Clay Vanstone (T. J. Miller) is the local branch manager of a tech company that his sister Carol (Jennifer Aniston) is running. He’s the footloose and fancy free kind of guy, and she’s hard-nosed and cold. In defiance of his sister, he sets up the party that she nixed at the last minute, in order to woo a potential client. Along with his right hand man, Josh (Jason Bateman), they conspire to get the client to the party, where it’ll all work out.

Of course, with parties like this, they get out of control well before anyone realizes it. The play is made for the client Clay (Courtney B. Vance), while everything else is going mad. That’s the general story.

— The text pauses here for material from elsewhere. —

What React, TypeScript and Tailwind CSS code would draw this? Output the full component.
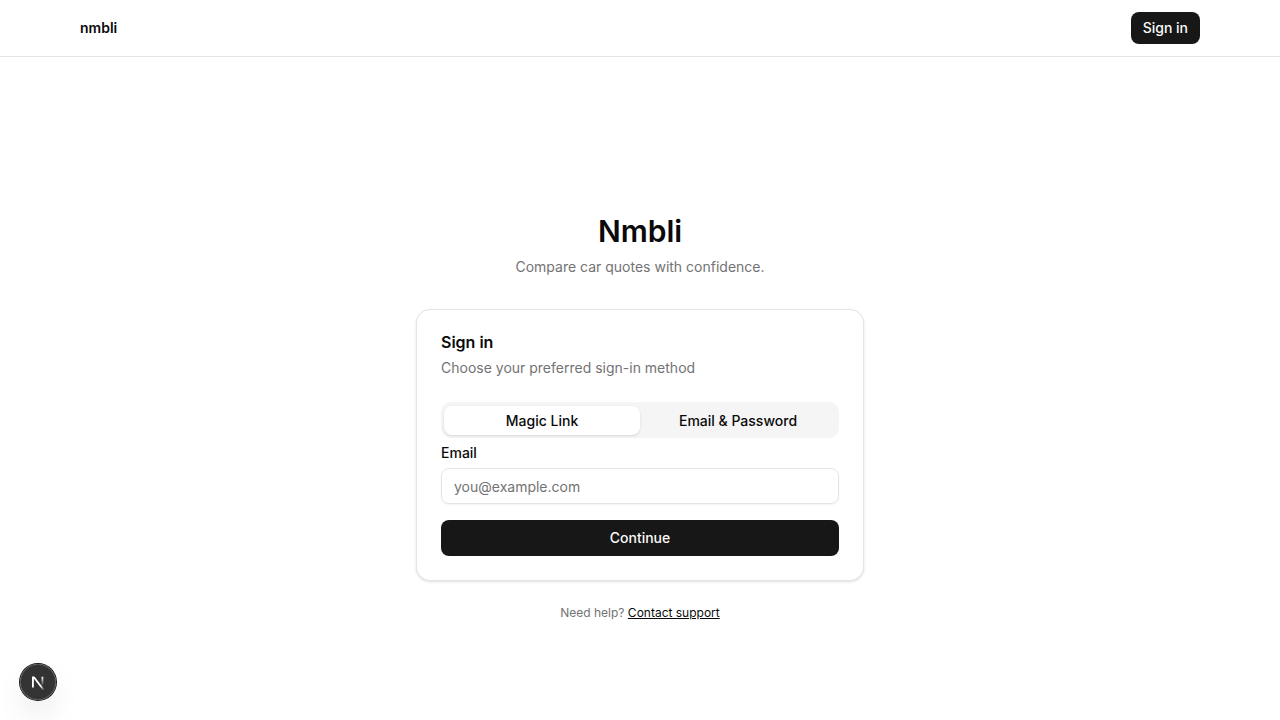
import { useState } from "react";

const methods = ["Magic Link", "Email & Password"];

function Header() {
  return (
    <header className="border-b border-neutral-200">
      <div className="mx-auto flex h-14 max-w-6xl items-center justify-between px-4">
        <a href="#" className="text-sm font-semibold">
          nmbli
        </a>
        <button type="button" className="h-8 rounded-lg bg-neutral-900 px-3 text-sm font-medium text-neutral-50">
          Sign in
        </button>
      </div>
    </header>
  );
}

function SignInCard() {
  const [method, setMethod] = useState(methods[0]);
  return (
    <section className="mt-8 flex flex-col gap-6 rounded-[14px] border border-neutral-200 bg-white p-6 shadow-sm">
      <div className="flex flex-col gap-2">
        <h2 className="text-base leading-none font-semibold">Sign in</h2>
        <p className="text-sm text-neutral-500">Choose your preferred sign-in method</p>
      </div>
      <div className="flex flex-col gap-2">
        <div role="tablist" className="flex h-9 items-end rounded-[10px] bg-neutral-100 p-[3px]">
          {methods.map((name) => (
            <button
              key={name}
              type="button"
              role="tab"
              aria-selected={method === name}
              onClick={() => setMethod(name)}
              className="h-[29px] flex-1 rounded-lg text-sm font-medium aria-selected:bg-white aria-selected:shadow-sm"
            >
              {name}
            </button>
          ))}
        </div>
        <form className="flex flex-col gap-4" onSubmit={(e) => e.preventDefault()}>
          <div className="flex flex-col gap-2">
            <label htmlFor="email" className="text-sm leading-none font-medium">
              Email
            </label>
            <input
              id="email"
              type="email"
              placeholder="you@example.com"
              className="h-9 w-full rounded-lg border border-neutral-200 px-3 text-sm shadow-xs placeholder:text-neutral-500"
            />
          </div>
          <button type="submit" className="h-9 rounded-lg bg-neutral-900 text-sm font-medium text-neutral-50">
            Continue
          </button>
        </form>
      </div>
    </section>
  );
}

function DevBadge() {
  return (
    <button
      type="button"
      aria-label="Open developer tools"
      className="fixed bottom-5 left-5 flex size-9 items-center justify-center rounded-full bg-black/80 shadow-[0_0_0_1px_#171717,inset_0_0_0_1px_rgba(255,255,255,0.14),0_16px_32px_-8px_rgba(0,0,0,0.24)]"
    >
      <svg viewBox="0 0 40 40" fill="none" className="size-10 shrink-0">
        <defs>
          <linearGradient id="diagonal" x1="9.96" y1="11.12" x2="15.48" y2="17.97" gradientUnits="userSpaceOnUse">
            <stop stopColor="white" />
            <stop offset="0.6" stopColor="white" stopOpacity="0" />
            <stop offset="1" stopColor="white" stopOpacity="0" />
          </linearGradient>
          <linearGradient id="stem" x1="11.82" y1="1.4" x2="11.79" y2="11" gradientUnits="userSpaceOnUse">
            <stop stopColor="white" />
            <stop offset="1" stopColor="white" stopOpacity="0" />
          </linearGradient>
          <clipPath id="letter">
            <rect x="0" y="1.5" width="16" height="14" />
          </clipPath>
        </defs>
        <g transform="translate(12.6 13)" strokeWidth="1.86" clipPath="url(#letter)">
          <path d="M13.3 15.2L2.34 1V12.6" stroke="url(#diagonal)" />
          <path d="M11.825 1.5V13.1" stroke="url(#stem)" />
        </g>
      </svg>
    </button>
  );
}

export default function App() {
  return (
    <div className="bg-white font-['Inter',sans-serif] text-neutral-950 antialiased">
      <Header />
      <main className="flex min-h-[calc(100vh-57px)] items-center justify-center px-4 pt-[57px]">
        <div className="w-full max-w-md">
          <div className="text-center">
            <h1 className="text-3xl font-semibold">Nmbli</h1>
            <p className="mt-2 text-sm text-neutral-500">Compare car quotes with confidence.</p>
          </div>
          <SignInCard />
          <p className="mt-6 text-center text-xs text-neutral-500">
            Need help?{" "}
            <a href="#" className="text-neutral-950 underline">
              Contact support
            </a>
          </p>
        </div>
      </main>
      <DevBadge />
    </div>
  );
}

What will set a film like this apart from others is how it plays out. Sure, there’ll be people losing their inhibitions, and there’ll be damage. There will be outrageous behavior as people keep doubling down. That’s a staple of this kind of film, but is it enough?

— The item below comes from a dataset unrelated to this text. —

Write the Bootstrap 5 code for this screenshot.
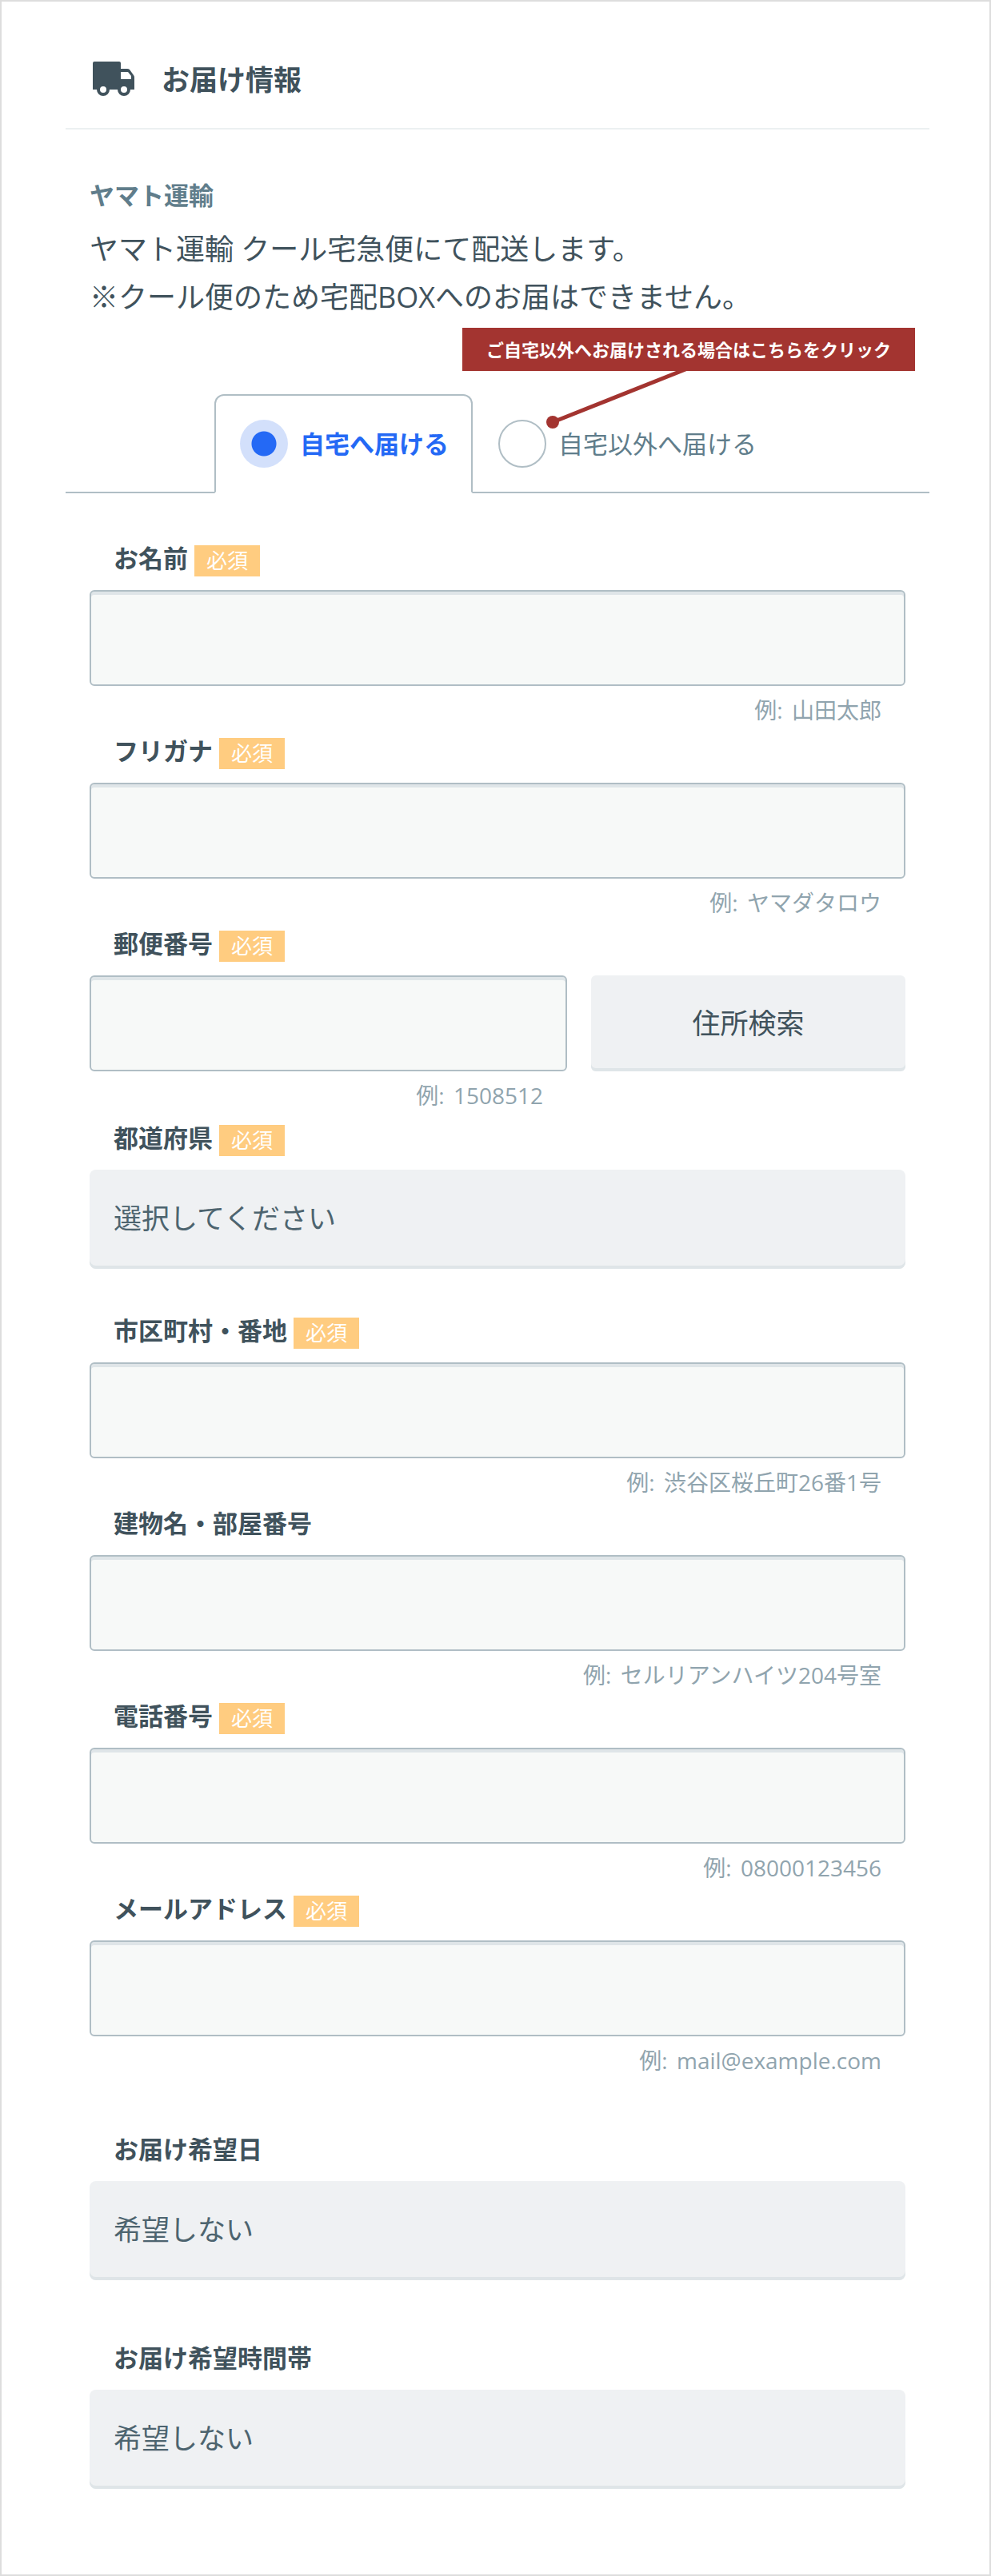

In this case, I say it is. It’s a little choppy, but the individual scenes and performances stand up. You see the stereotypical people doing some of the stereotypical things, but people like Kate McKinnon, Vanessa Bayer and Rob Courddry put their own zing to the scenes they’re in. Even though you can more or less typecast these actors in they roles they play now, they still give good performances here that make the film funny along the way.

Given the kind of film it is, there’s a certain amount of predictability to it, but overall, I was pleased by it. There are some good laughs in the film, but not great ones. Still, I enjoyed myself.

The film is rated R for adult behavior and language, and has a runtime of 105 minutes, so it doesn’t wear out its welcome. There are a couple of outtakes during the credits, but that’s about it.